Der Erfolg schlug sofort ein. Montbell stützte sich auf die neusten Forschungen zahlreicher Textilfirmen in der Umgebung von Osaka und stärkte damit gleichzeitig das Ansehen Japans in der Herstellung technischer Erzeugnisse. Die Firma brachte ein Sortiment aus wasserdichten Nylonstoffen heraus und wurde zum führenden Anbieter ultraleichter Produkte. Über 40 Jahre sind seither vergangen, in denen Montbell die Welt mit der Devise «Light and Fast» erobert hat.
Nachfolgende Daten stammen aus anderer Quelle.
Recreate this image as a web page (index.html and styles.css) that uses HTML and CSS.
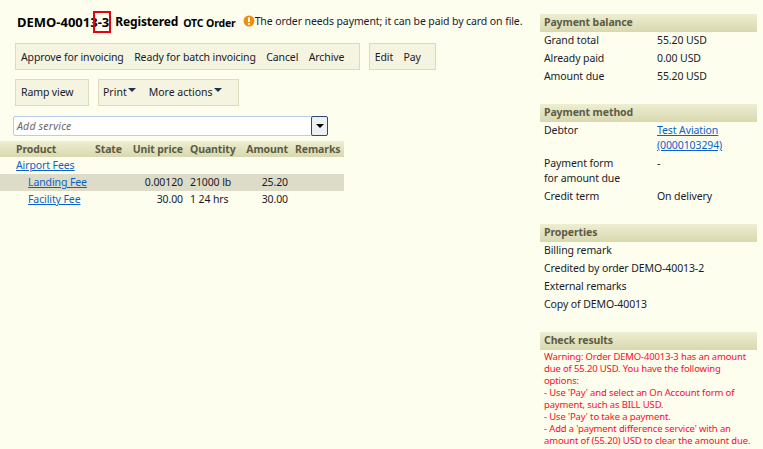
FILE: index.html
```html
<!DOCTYPE html>
<html lang="en">
<head>
<meta charset="utf-8">
<title>DEMO-40013-3</title>
<link rel="stylesheet" href="styles.css">
</head>
<body>
<div class="page">
  <main class="main">
    <header class="title">
      <h1 class="title-id">DEMO-40013-3</h1>
      <span class="title-state">Registered</span>
      <span class="title-type">OTC Order</span>
      <span class="notice">
        <svg class="notice-icon" viewBox="0 0 12 12" width="12" height="12" aria-hidden="true"><circle cx="6" cy="6" r="5.5" fill="#f08c10"/><rect x="5" y="2.4" width="2" height="4.6" fill="#fff"/><rect x="5" y="8" width="2" height="1.8" fill="#fff"/></svg>
        <span>The order needs payment; it can be paid by card on file.</span>
      </span>
      <span class="marker"></span>
    </header>
    <div class="toolbar">
      <div class="tools"><span>Approve for invoicing</span><span>Ready for batch invoicing</span><span>Cancel</span><span>Archive</span></div>
      <div class="tools"><span>Edit</span><span>Pay</span></div>
    </div>
    <div class="toolbar toolbar-second">
      <div class="tools tools-wide"><span>Ramp view</span></div>
      <div class="tools tools-menu"><span>Print<i class="caret"></i></span><span>More actions<i class="caret"></i></span></div>
    </div>
    <div class="combo">
      <span class="combo-text">Add service</span>
      <span class="combo-btn"><i class="combo-caret"></i></span>
    </div>
    <table class="grid">
      <thead>
        <tr>
          <th class="c-product">Product</th>
          <th class="c-state">State</th>
          <th class="c-price num">Unit price</th>
          <th class="c-qty">Quantity</th>
          <th class="c-amount num">Amount</th>
          <th class="c-remarks">Remarks</th>
        </tr>
      </thead>
      <tbody>
        <tr><td colspan="6"><a href="#">Airport Fees</a></td></tr>
        <tr class="selected"><td class="indent"><a href="#">Landing Fee</a></td><td></td><td class="num">0.00120</td><td>21000 lb</td><td class="num">25.20</td><td></td></tr>
        <tr><td class="indent"><a href="#">Facility Fee</a></td><td></td><td class="num">30.00</td><td>1 24 hrs</td><td class="num">30.00</td><td></td></tr>
      </tbody>
    </table>
  </main>
  <aside class="side">
    <section class="panel">
      <h2>Payment balance</h2>
      <dl class="pairs">
        <dt>Grand total</dt><dd>55.20 USD</dd>
        <dt>Already paid</dt><dd>0.00 USD</dd>
        <dt>Amount due</dt><dd>55.20 USD</dd>
      </dl>
    </section>
    <section class="panel">
      <h2>Payment method</h2>
      <dl class="pairs pairs-multi">
        <dt>Debtor</dt><dd><a href="#">Test Aviation (0000103294)</a></dd>
        <dt>Payment form<br>for amount due</dt><dd>-</dd>
        <dt>Credit term</dt><dd>On delivery</dd>
      </dl>
    </section>
    <section class="panel">
      <h2>Properties</h2>
      <ul class="props">
        <li>Billing remark</li>
        <li>Credited by order DEMO-40013-2</li>
        <li>External remarks</li>
        <li>Copy of DEMO-40013</li>
      </ul>
    </section>
    <section class="panel panel-last">
      <h2>Check results</h2>
      <p class="warn">Warning: Order DEMO-40013-3 has an amount due of 55.20 USD. You have the following options:<br>- Use 'Pay' and select an On Account form of payment, such as BILL USD.<br>- Use 'Pay' to take a payment.<br>- Add a 'payment difference service' with an amount of (55.20) USD to clear the amount due.</p>
    </section>
  </aside>
</div>
</body>
</html>
```
FILE: styles.css
```css
html, body { margin: 0; padding: 0; height: 100%; overflow: hidden; }
body {
  background: #fdfeee;
  color: #1a1a2a;
  font: 10.5px/18px "Noto Sans", sans-serif;
  letter-spacing: -0.1px;
}
a { color: #0b63c9; }
.page { display: flex; height: 449px; }
.main { width: 344px; flex: none; }
.side { width: 217px; flex: none; margin-left: 196px; padding-top: 14px; }

.title { position: relative; display: flex; align-items: center; height: 22px; margin-top: 11px; padding-left: 17px; white-space: nowrap; }
.title-id { margin: 0; font-size: 13px; font-weight: 700; color: #000; letter-spacing: 0; }
.title-state { margin-left: 6px; font-size: 12px; font-weight: 700; color: #000; letter-spacing: -0.15px; }
.title-type { margin-left: 5px; margin-top: 1px; font-size: 10.5px; font-weight: 700; color: #000; letter-spacing: -0.15px; }
.notice { display: flex; align-items: center; margin-left: 7px; margin-top: -3px; }
.notice-icon { flex: none; }
.marker { position: absolute; left: 93px; top: 0; width: 14px; height: 18px; border: 2px solid #e8000c; }

.toolbar { display: flex; gap: 9px; margin: 10px 0 0 15px; }
.toolbar-second { margin-top: 9px; }
.toolbar-second .tools { padding-bottom: 2px; }
.tools { display: flex; gap: 10.5px; box-sizing: border-box; height: 27px; padding: 0 14.5px 0 5px; align-items: center; background: #f4f4e0; border: 1px solid #dcdcb8; white-space: nowrap; letter-spacing: -0.12px; }
.tools-wide { width: 74px; }
.tools-menu { gap: 13px; padding: 0 16px 2px 4px; letter-spacing: 0; }
.caret { display: inline-block; margin: 0 0 4px 1px; border: 4px solid transparent; border-top: 4px solid #1f3250; border-bottom: 0; }

.combo { display: flex; box-sizing: border-box; width: 315px; height: 20px; margin: 10px 0 0 13px; background: #fff; border: 1px solid #b8cdea; border-radius: 2px; }
.combo-text { flex: 1; padding-left: 3px; font-style: italic; color: #6a6a6a; line-height: 18px; letter-spacing: 0.2px; }
.combo-btn { display: flex; align-items: center; justify-content: center; width: 15px; margin: -1px; background: #eef1f4; border: 1px solid #2f4a6e; border-radius: 2px; }
.combo-caret { border: 4px solid transparent; border-top: 4px solid #000; border-bottom: 0; }

.grid { width: 344px; margin-top: 5px; border-collapse: collapse; table-layout: fixed; }
.grid th { height: 16px; padding: 0; text-align: left; font-weight: 700; color: #5c5c44; background: linear-gradient(#eeeed2, #d8d8b0); line-height: 16px; white-space: nowrap; }
.grid td { height: 17px; padding: 0 0 1px; box-sizing: border-box; line-height: 16px; white-space: nowrap; }
.grid tbody tr:first-child td { padding-left: 16px; }
.grid .num { text-align: right; }
.grid .indent { padding-left: 28px; }
.selected td { background: #dcdcc8; }
.c-product { width: 95px; padding-left: 16px !important; box-sizing: border-box; }
.c-state { width: 27px; }
.c-price { width: 61px; }
.c-qty { width: 52px; padding-left: 7px !important; }
.c-amount { width: 46px; }
.c-remarks { padding-left: 7px !important; }
.grid td:nth-child(4) { padding-left: 7px; }

.panel { margin-bottom: 18px; }
.panel-last { margin-bottom: 0; }
.panel h2 { margin: 0; height: 18px; padding-left: 4px; font-size: 10.5px; line-height: 17px; font-weight: 700; color: #5c5c44; background: linear-gradient(#eeeed2, #d8d8b0); }
.pairs { display: grid; grid-template-columns: 113px 1fr; margin: 0; padding-left: 4px; }
.pairs dt, .pairs dd { margin: 0; line-height: 17px; padding-bottom: 1px; }
.pairs-multi dt, .pairs-multi dd { line-height: 15px; padding: 1px 0 2px; }
.props { margin: 0; padding: 0 0 0 4px; list-style: none; }
.props li { line-height: 17px; padding-bottom: 1px; }
.warn { margin: 1px 0 0; padding-left: 4px; font-size: 9.5px; line-height: 12px; color: #ff0a28; letter-spacing: -0.15px; }
```
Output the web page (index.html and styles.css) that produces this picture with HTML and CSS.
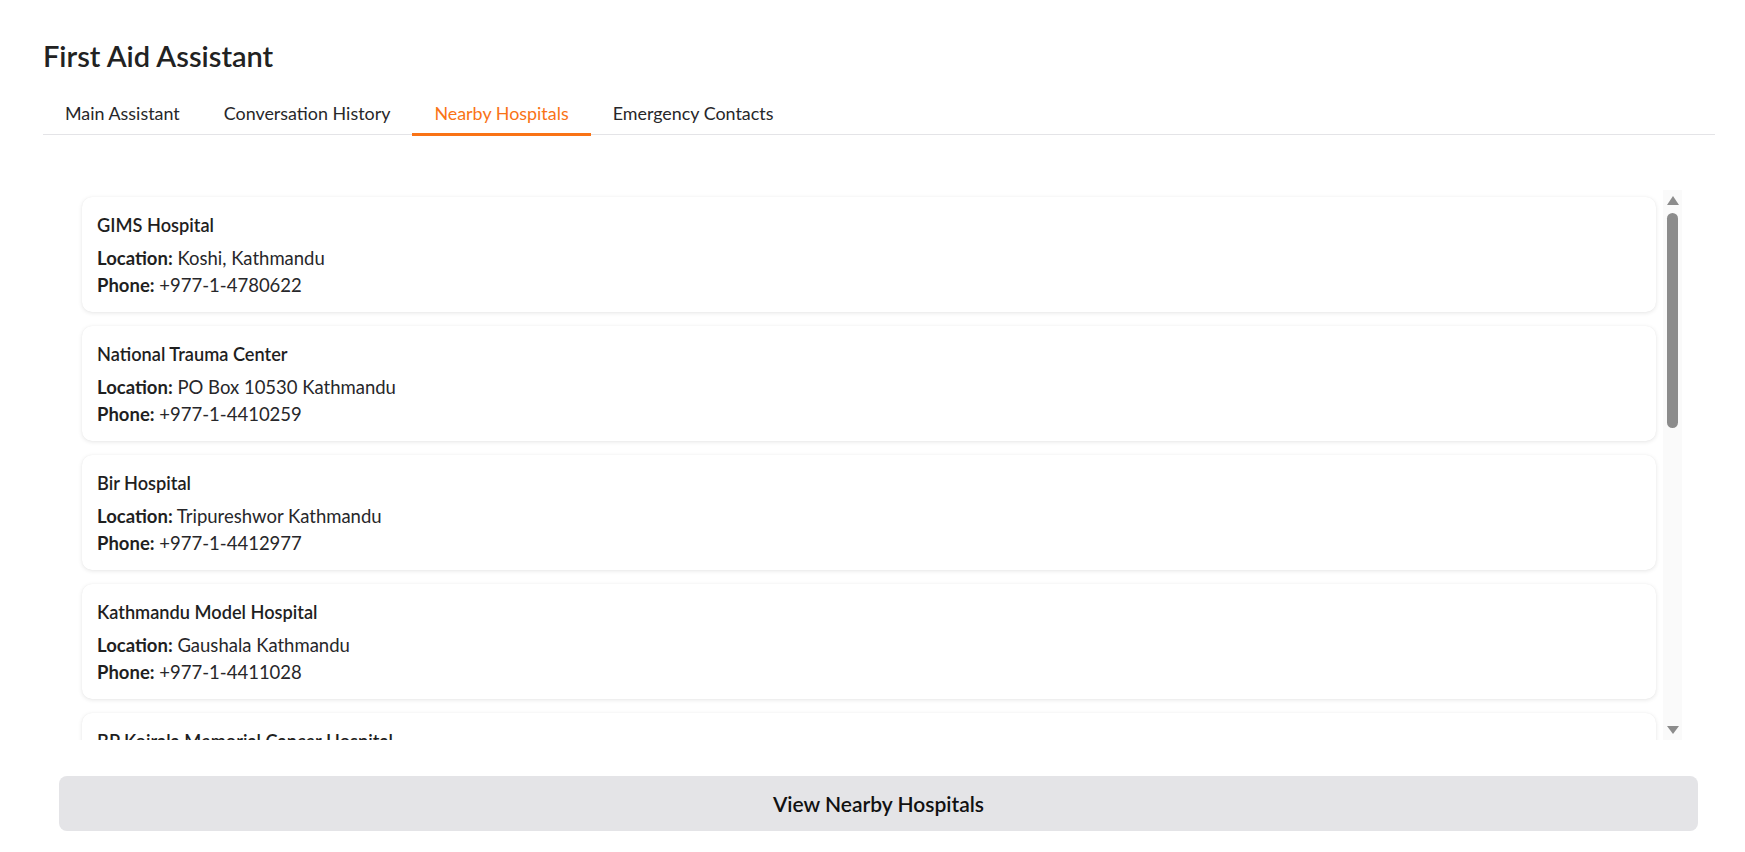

Isamu Tatsuno hat in dieser Zeit seine Leidenschaft für Kanufahren und Wildwasserkajak entdeckt (er gewann sogar einen nationalen Wettkampf!), pädagogische und soziale Projekte lanciert und Initiativen für nachhaltigen Tourismus gestartet, wie die «Japan Eco Tracks» zum Wandern, Bergsteigen, Velofahren und Kajaken. Und er hat über den Montbell Fund, der mit den Beiträgen der 940 000 Mitglieder finanziert wird, einen wesentlichen Teil zum Bau der Charles-Kuonen-Hängebrücke in Randa beigesteuert. Sie vervollständigt den Europaweg von Grächen nach Zermatt und ist mit ihren 494 Metern die längste Fussgänger-Hängebrücke der Welt. Eine Art Tribut an das Land, in dem alles begann.